В ней речь вдет о «базельской сионистской] программе», согласно которой евреи с помощью масонов стремятся «целенаправленно разжигать войну и революцию во всех странах, чтобы затем создать сильную мировую монархию»[82].{408}
Мысль о еврейском мировом господстве как будто не отпугнула Паке, напротив, она составляла часть очарования, исходившего от большевистской верхушки, притяжение которой он все сильнее ощущал. Радек все чаще возил его в своем автомобиле на съезды советов или публичные мероприятия, где выступали Ленин, Троцкий или сам Радек. И когда Паке в свою очередь рассказывал что-нибудь интересное, Радек хватался за телефон, чтобы немедленно сообщить новость Ленину в Кремль. 22 августа Паке написал жене, что сейчас в Москве он благодаря своим «связям и т. п.» входит в круг «могущественных людей»; его статьи читаются и цитируются, и почти ежедневно к нему обращаются с просьбами и ходатайствами{409}.

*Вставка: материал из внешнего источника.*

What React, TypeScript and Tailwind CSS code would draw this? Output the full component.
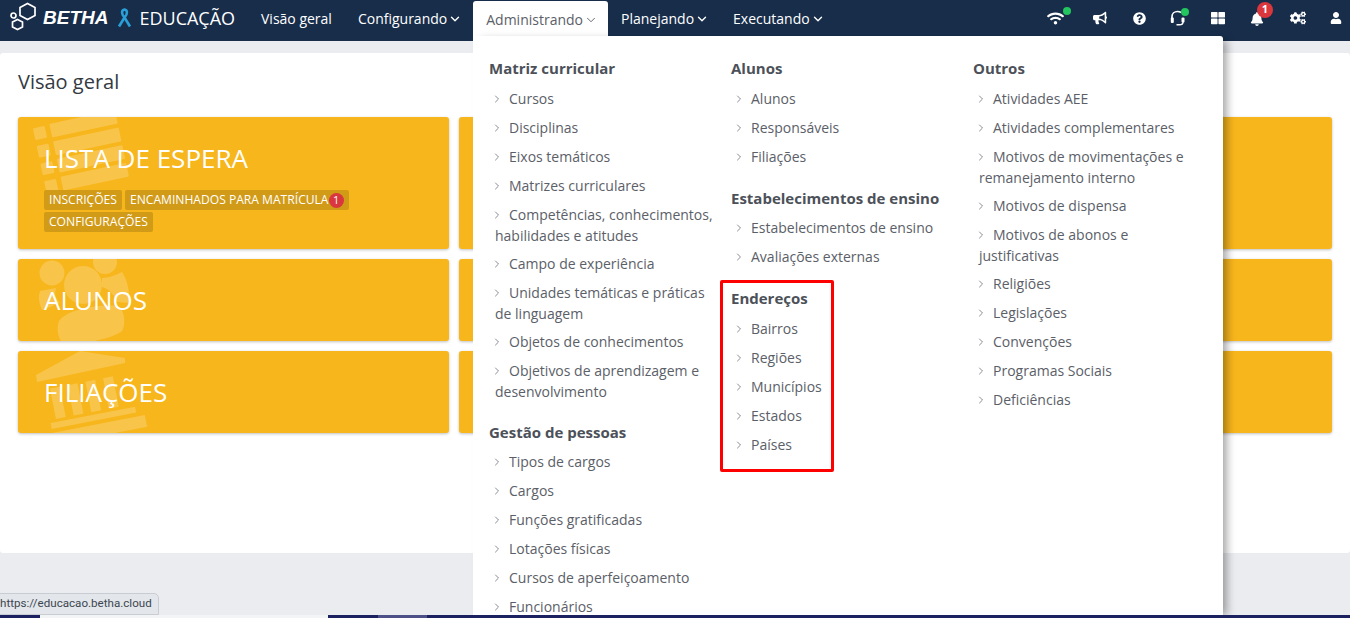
import type { ReactNode } from "react";
import { FaWifi, FaBullhorn, FaQuestionCircle, FaThLarge, FaBell, FaCogs, FaUser } from "react-icons/fa";
import { ChevronDown, ChevronRight } from "lucide-react";

const col1 = [
  { title: "Matriz curricular", items: ["Cursos", "Disciplinas", "Eixos temáticos", "Matrizes curriculares", "Competências, conhecimentos, habilidades e atitudes", "Campo de experiência", "Unidades temáticas e práticas de linguagem", "Objetos de conhecimentos", "Objetivos de aprendizagem e desenvolvimento"] },
  { title: "Gestão de pessoas", items: ["Tipos de cargos", "Cargos", "Funções gratificadas", "Lotações físicas", "Cursos de aperfeiçoamento", "Funcionários"] },
];
const col2 = [
  { title: "Alunos", items: ["Alunos", "Responsáveis", "Filiações"] },
  { title: "Estabelecimentos de ensino", items: ["Estabelecimentos de ensino", "Avaliações externas"] },
  { title: "Endereços", items: ["Bairros", "Regiões", "Municípios", "Estados", "Países"] },
];
const col3 = [
  { title: "Outros", items: ["Atividades AEE", "Atividades complementares", "Motivos de movimentações e remanejamento interno", "Motivos de dispensa", "Motivos de abonos e justificativas", "Religiões", "Legislações", "Convenções", "Programas Sociais", "Deficiências"] },
];

function Logo() {
  return (
    <svg width="28" height="32" viewBox="0 0 28 32" fill="none" stroke="white" strokeWidth="1.7" className="shrink-0">
      <path d="M17.5 1.5 L25 5.5 V13.5 L17.5 17.5 L10 13.5 V5.5 Z" />
      <path d="M7.5 17.5 L12.5 20 V25 L7.5 27.5 L2.5 25 V20 Z" />
      <circle cx="3.5" cy="13.5" r="2.5" />
    </svg>
  );
}

function Ribbon() {
  return (
    <svg width="15" height="20" viewBox="0 0 15 20" fill="none" stroke="#2a9fd8" strokeWidth="2.6" className="shrink-0">
      <path d="M7.5 9.5 C4 6 4.5 2 7.5 1.5 C10.5 2 11 6 7.5 9.5 Z" />
      <path d="M7.5 9.5 L2 18.5 M7.5 9.5 L13 18.5" />
    </svg>
  );
}

function Headset() {
  return (
    <svg width="16" height="16" viewBox="0 0 16 16" fill="none" stroke="white" className="shrink-0">
      <path d="M2 9 V6.5 C2 3.5 4.5 1.5 7.5 1.5 C9 1.5 10 1.8 11 2.5" strokeWidth="1.7" />
      <rect x="0.8" y="7.5" width="3" height="5.5" rx="1" fill="white" stroke="none" />
      <rect x="11.5" y="7.5" width="3" height="5" rx="1" fill="white" stroke="none" />
      <path d="M13 12 C13 14 11.5 14.8 9.5 14.8 H6.5" strokeWidth="1.4" />
    </svg>
  );
}

function NavItem({ label, caret = true, open = false }: { label: string; caret?: boolean; open?: boolean }) {
  return (
    <div className={"flex items-center gap-[3px] h-[36px] px-[13px] self-start text-[14px] " + (open ? "mt-[1px] h-[35px] pr-[12px] rounded-t-[3px] bg-white text-[#5b6068]" : "text-white")}>
      {label}
      {caret && <ChevronDown size={14} strokeWidth={open ? 1.6 : 2.4} className="-mx-[2px] mt-[1px]" />}
    </div>
  );
}

function Dot({ className }: { className: string }) {
  return <span className={"absolute w-[8px] h-[8px] rounded-full bg-[#22c55e] " + className} />;
}

function MenuGroup({ title, items }: { title: string; items: string[] }) {
  return (
    <div className="mb-[17px]">
      <h4 className="text-[15px] font-bold text-[#4c5159] leading-[20px] mb-[5.6px]">{title}</h4>
      {items.map((item) => (
        <div key={item} className="text-[14px] leading-[20px] text-[#5b6068] pl-[6px] pt-[5px] pb-[3px]">
          <span className="inline-block h-[21px] w-0 align-top" />
          <ChevronRight size={12} strokeWidth={1.6} className="inline -ml-[4px] mr-[6px] mb-[2px] text-[#6a6f76]" />
          {item}
        </div>
      ))}
    </div>
  );
}

function Tag({ children }: { children: ReactNode }) {
  return <span className="inline-flex items-center h-[20px] px-[5px] rounded-[2px] bg-[#d19b18] text-[12.1px] text-white">{children}</span>;
}

function Card({ title, icon, tall, children }: { title: string; icon?: ReactNode; tall?: boolean; children?: ReactNode }) {
  return (
    <div className={"relative overflow-hidden rounded-[3px] bg-[#f7b61c] shadow-[0_1px_3px_rgba(0,0,0,0.25)] text-white " + (tall ? "h-[132px] pl-[26px] pt-[23px]" : "h-[82px] pl-[26px] pt-[23px]")}>
      {icon}
      <div className="relative text-[26px] leading-[36px]">{title}</div>
      {children}
    </div>
  );
}

function ListMark() {
  return (
    <svg width="130" height="110" viewBox="0 0 130 110" fill="white" fillOpacity="0.2" className="absolute left-0 top-0">
      <g transform="rotate(-12 22 16)">
        {[0, 18, 36, 54].map((y) => (
          <g key={y}>
            <rect x="16" y={10 + y} width="12" height="12" rx="1" />
            <rect x="33" y={9 + y} width="67" height="14" rx="1" />
          </g>
        ))}
      </g>
    </svg>
  );
}

function UsersMark() {
  return (
    <svg width="130" height="82" viewBox="0 0 130 82" fill="white" fillOpacity="0.2" className="absolute left-0 top-0">
      <circle cx="65" cy="26" r="19" />
      <path d="M41 62 C50 50 80 45 100 47 C108 52 107 68 104 72 C98 78 70 84 48 88 C40 82 38 70 41 62 Z" />
      <circle cx="34" cy="14" r="12.5" />
      <path d="M22 32 L38 29 C36 36 38 40 42 44 C36 46 28 50 24 51 C21 44 20 38 22 32 Z" />
      <circle cx="87" cy="3" r="12" />
      <path d="M84 19 C90 19 98 16 104 13 C110 22 112 34 111 44 L99 43 C97 38 92 30 84 28 Z" />
    </svg>
  );
}

function BankMark() {
  return (
    <svg width="130" height="82" viewBox="0 0 130 82" fill="white" fillOpacity="0.2" className="absolute left-0 top-0">
      <path d="M18 24 L62 0 L107 7 L107 12 L19 31 Z" />
      <g transform="rotate(-11 62 45)">
        {[34, 52, 70, 88].map((x) => (
          <rect key={x} x={x} y="32" width="10" height="31" />
        ))}
        <rect x="28" y="66" width="86" height="6" />
        <rect x="22" y="76" width="100" height="12" />
      </g>
    </svg>
  );
}

export default function App() {
  return (
    <div className="relative h-[618px] w-[1350px] overflow-hidden bg-[#ebecf0] font-['Open_Sans',sans-serif]">
      <header className="flex h-[41px] items-start bg-[#172d4a]">
        <div className="flex items-center h-[36px] pl-[10px] w-[248px]">
          <Logo />
          <span className="ml-[5px] text-[19px] font-['Liberation_Sans',sans-serif] font-bold italic text-white">BETHA</span>
          <span className="ml-[9px]"><Ribbon /></span>
          <span className="ml-[7px] text-[18px] text-white">EDUCAÇÃO</span>
        </div>
        <NavItem label="Visão geral" caret={false} />
        <NavItem label="Configurando" />
        <NavItem label="Administrando" open />
        <NavItem label="Planejando" />
        <NavItem label="Executando" />
        <div className="ml-auto flex items-center h-[36px] pr-[4px] text-white text-[14px]">
          <div className="relative w-[20px] flex justify-center"><FaWifi size={17} className="mt-[1px]" /><Dot className="-top-[2px] right-[-6px]" /></div>
          <div className="ml-[25px] w-[20px] flex justify-center"><FaBullhorn size={14} /></div>
          <div className="ml-[19px] w-[20px] flex justify-center"><FaQuestionCircle size={13} /></div>
          <div className="relative ml-[19px] w-[20px] flex justify-center"><Headset /><Dot className="-top-[2px] right-[-1px]" /></div>
          <div className="ml-[20px] w-[20px] flex justify-center"><FaThLarge size={14} /></div>
          <div className="relative ml-[19px] w-[20px] flex justify-center">
            <FaBell size={14} className="mt-[1px]" />
            <span className="absolute -top-[9px] left-[10px] flex h-[16px] w-[16px] items-center justify-center rounded-full bg-[#d9363e] text-[11px] font-bold text-white">1</span>
          </div>
          <div className="ml-[21px] w-[20px] flex justify-center"><FaCogs size={16} /></div>
          <div className="ml-[18px] w-[20px] flex justify-center"><FaUser size={12} /></div>
        </div>
      </header>

      <main className="mt-[12px] h-[500px] rounded-[3px] bg-white px-[18px] pt-[15px]">
        <h1 className="text-[20px] leading-[27px] text-[#333a42]">Visão geral</h1>
        <div className="mt-[22px] grid grid-cols-[431px_431px_432px] gap-[10px]">
          <Card title="LISTA DE ESPERA" tall icon={<ListMark />}>
            <div className="relative mt-[14px] flex flex-wrap gap-x-[3px] gap-y-[2px] w-[330px]">
              <Tag>INSCRIÇÕES</Tag>
              <Tag>ENCAMINHADOS PARA MATRÍCULA<span className="flex h-[15px] w-[15px] items-center justify-center rounded-full bg-[#d9363e] text-[11px]">1</span></Tag>
              <Tag>CONFIGURAÇÕES</Tag>
            </div>
          </Card>
          <Card title="" tall />
          <Card title="" tall />
          <Card title="ALUNOS" icon={<UsersMark />} />
          <Card title="" />
          <Card title="" />
          <Card title="FILIAÇÕES" icon={<BankMark />} />
          <Card title="" />
          <Card title="" />
        </div>
      </main>

      <div className="absolute left-[473px] top-[36px] h-[579px] w-[750px] overflow-hidden rounded-tr-[3px] bg-white pl-[16px] pt-[22px] shadow-[6px_2px_8px_-2px_rgba(0,0,0,0.35)]">
        <div className="grid grid-cols-[242px_242px_236px]">
          <div className="pr-[8px]">{col1.map((g) => <MenuGroup key={g.title} {...g} />)}</div>
          <div className="pr-[8px]">{col2.map((g) => <MenuGroup key={g.title} {...g} />)}</div>
          <div className="pr-[8px]">{col3.map((g) => <MenuGroup key={g.title} {...g} />)}</div>
        </div>
      </div>
      <div className="absolute left-[720px] top-[280px] h-[192px] w-[114px] rounded-[2px] border-[3px] border-[#ff0000]" />

      <div className="absolute -left-[5px] bottom-[3px] flex h-[22px] w-[164px] items-center rounded-tr-[5px] border border-[#c9ccd2] bg-[#e3e6eb] pl-[4px] font-['Roboto',sans-serif] text-[11.6px] text-[#3c4650]">
        https://educacao.betha.cloud
      </div>
      <div className="absolute inset-x-0 bottom-0 flex h-[3px] bg-[#1c2260]">
        <div className="w-[40px]" />
        <div className="w-[288px] bg-[#f3f4f6]" />
        <div className="w-[50px]" />
        <div className="w-[49px] bg-[#4d5187]" />
      </div>
    </div>
  );
}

Идейные и психологические метаморфозы, которые претерпел «романтический европейский империалист» Альфонс Паке летом 1918 г., были парадоксальными, но вполне объяснимыми. 8 августа германские войска пережили на Западе «черный день». Прорыв английских танковых соединений в их боевые порядки, приведший к отступлению, похожему на бегство, одним ударом похоронил надежды на победу в мировой войне. С тем большей энергией Радек завлекал его картинами германо-российского альянса, которые отнюдь не сводились к вопросам сотрудничества, обсуждавшимся на текущих переговорах в Берлине.

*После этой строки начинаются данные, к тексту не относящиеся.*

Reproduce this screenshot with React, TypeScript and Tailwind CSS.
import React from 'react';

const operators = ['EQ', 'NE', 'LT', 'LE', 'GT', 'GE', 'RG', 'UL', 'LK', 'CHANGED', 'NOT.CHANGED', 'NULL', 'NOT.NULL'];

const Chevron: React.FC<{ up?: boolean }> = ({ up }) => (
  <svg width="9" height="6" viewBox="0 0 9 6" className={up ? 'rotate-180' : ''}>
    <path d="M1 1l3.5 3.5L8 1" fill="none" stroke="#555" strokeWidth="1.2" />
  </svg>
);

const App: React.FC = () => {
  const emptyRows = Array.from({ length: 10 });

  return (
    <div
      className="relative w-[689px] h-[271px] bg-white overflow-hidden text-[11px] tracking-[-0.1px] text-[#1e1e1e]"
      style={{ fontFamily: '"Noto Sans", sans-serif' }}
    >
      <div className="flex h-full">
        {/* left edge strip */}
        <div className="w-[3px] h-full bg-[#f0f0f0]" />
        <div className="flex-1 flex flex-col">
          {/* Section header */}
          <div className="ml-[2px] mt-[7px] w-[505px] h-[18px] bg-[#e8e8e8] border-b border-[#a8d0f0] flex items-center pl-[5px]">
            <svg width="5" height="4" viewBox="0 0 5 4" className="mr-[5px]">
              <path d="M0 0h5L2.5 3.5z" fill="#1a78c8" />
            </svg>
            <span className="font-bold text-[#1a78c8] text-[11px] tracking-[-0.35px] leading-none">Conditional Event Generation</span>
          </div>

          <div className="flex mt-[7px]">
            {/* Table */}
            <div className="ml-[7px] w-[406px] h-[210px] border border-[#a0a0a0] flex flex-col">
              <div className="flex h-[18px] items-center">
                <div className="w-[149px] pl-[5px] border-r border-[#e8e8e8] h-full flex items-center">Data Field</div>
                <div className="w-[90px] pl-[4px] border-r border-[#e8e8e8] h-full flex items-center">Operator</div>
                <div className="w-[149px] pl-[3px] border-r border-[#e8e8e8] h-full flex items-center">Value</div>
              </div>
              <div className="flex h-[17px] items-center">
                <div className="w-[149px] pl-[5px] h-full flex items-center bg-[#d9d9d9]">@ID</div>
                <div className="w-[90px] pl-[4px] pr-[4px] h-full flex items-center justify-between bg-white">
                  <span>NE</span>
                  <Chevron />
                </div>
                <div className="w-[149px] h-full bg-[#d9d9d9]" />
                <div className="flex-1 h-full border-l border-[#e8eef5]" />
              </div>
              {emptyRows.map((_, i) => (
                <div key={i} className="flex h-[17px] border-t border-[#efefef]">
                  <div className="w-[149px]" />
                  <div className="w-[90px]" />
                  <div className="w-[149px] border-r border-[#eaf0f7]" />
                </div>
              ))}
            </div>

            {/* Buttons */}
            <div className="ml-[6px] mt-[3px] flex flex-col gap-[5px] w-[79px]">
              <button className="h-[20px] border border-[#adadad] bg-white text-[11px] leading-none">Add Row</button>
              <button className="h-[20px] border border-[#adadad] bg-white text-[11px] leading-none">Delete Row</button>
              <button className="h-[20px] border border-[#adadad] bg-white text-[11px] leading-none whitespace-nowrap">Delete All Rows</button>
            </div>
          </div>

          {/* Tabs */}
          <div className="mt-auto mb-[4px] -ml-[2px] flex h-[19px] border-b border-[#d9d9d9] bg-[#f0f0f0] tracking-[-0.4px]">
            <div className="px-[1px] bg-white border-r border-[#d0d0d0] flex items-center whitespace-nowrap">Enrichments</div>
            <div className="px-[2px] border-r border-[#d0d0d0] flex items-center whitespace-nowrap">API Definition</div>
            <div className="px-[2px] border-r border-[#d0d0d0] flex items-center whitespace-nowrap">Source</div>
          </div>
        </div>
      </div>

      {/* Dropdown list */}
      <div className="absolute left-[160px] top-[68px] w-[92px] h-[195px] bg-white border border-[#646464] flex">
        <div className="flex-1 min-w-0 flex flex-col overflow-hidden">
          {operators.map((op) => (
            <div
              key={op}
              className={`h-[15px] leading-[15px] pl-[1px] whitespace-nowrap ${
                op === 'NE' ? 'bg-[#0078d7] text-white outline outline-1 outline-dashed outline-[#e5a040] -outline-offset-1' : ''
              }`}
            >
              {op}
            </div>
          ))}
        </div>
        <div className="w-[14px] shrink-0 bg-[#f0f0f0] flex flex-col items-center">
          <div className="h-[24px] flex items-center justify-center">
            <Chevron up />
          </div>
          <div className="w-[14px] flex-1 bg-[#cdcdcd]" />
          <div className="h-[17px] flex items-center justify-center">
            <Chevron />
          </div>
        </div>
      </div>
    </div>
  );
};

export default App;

Отдавая визит Паке 18 августа, Радек — они осушили тогда «последнюю бутылку старого “Шато Бадетт”» — даже возвестил: «[Если бы] послали его [Радека] в Берлин… он бы проводил иную политику, чем этот “помешанный жид” Иоффе; он бы работал с германской воюющей стороной (он питает колоссальное почтение к германским военным) — как сейчас с Обостом[83] в миниатюре, — поставлял бы им материалы для военных нужд, говорил бы с ними начистоту. Он верит в поражение Англии (духовное и политическое), в две восходящие державы: Германию (ее партия войны, ее милитаризм [есть] лишь выражение ее научности, поставленной на службу политическому взлету) и Америку. Если бы он не был на стороне интернационального пролетариата, то боролся бы за дело Германии»{410}.
Нельзя утверждать с уверенностью, что Радек действительно сделал это поразительное признание, которое практически созвучно «идеям 1914 года», но и исключать этого нельзя. Во всяком случае Паке услышал его в таком виде и записал. Его московские корреспонденции все еще передавали, правда лишь в крошечных дозах, обмен мнениями между ними. Они рисовали, порой с весьма грубоватым красноречием, социальный и экономический распад и все более обострявшиеся гражданскую войну и террор. А поскольку «Франкфуртер цайтунг», будучи «газетой биржевиков» (Ленин[84]), особенно внимательно прочитывалась московским руководством, у Радека с Паке возникали постоянные журналистские стычки.
Паке отметил 27 августа в дневнике, что Радек написал против него статью в «Известиях» под названием «Нос по ветру», «где он назвал меня близким другом Рицлера, буржуазным официозом и талантливым писателем, который, однако, ничего в России не понимает». Тем не менее, добавил он, «мы ходим вместе в кафе; я вполне доволен этим». Нельзя не отметить польщенной интонации. Ведь в конечном счете «Радек не может ожидать от меня, что я стану апологетом Советской республики в еще большей мере, чем я им уже являюсь, публично заявляя, что буду изображать… дела без прикрас, не в официальном правительственном духе»{411}.
В написанной несколько позднее статье «Вопрос совести» Паке сам в значительной мере заимствовал — пусть и в осторожной форме реферата — аргументы Радека в своей критике противоречивости германской политики. С одной стороны, Берлин ведет переговоры с представителями советского посольства о дополнительном соглашении к Брестскому договору — которое, «в том числе и в интерпретации советского правительства, содержит в себе основу для будущего деятельного сотрудничества германского духа предпринимательства в экономическом строительстве России». Но наряду с этим ведутся переговоры также с представителями «белых» казацких республик на Дону и Кубани и в целом фактически развивается политика гиперимпериализма против России. В результате Германский рейх, вместо того чтобы развязать этот узел, все глубже втягивается в войну. Скорее всего, дело может дойти до того, что «стихийные исторические процессы, которые разыгрываются в настоящее время в России», перекинутся на Германию и превратятся, в соответствии с пророчеством Ленина, в европейскую гражданскую войну. Неудивительно, что это единственная статья Паке, которую сократила цензура — именно в этом пассаже{412}.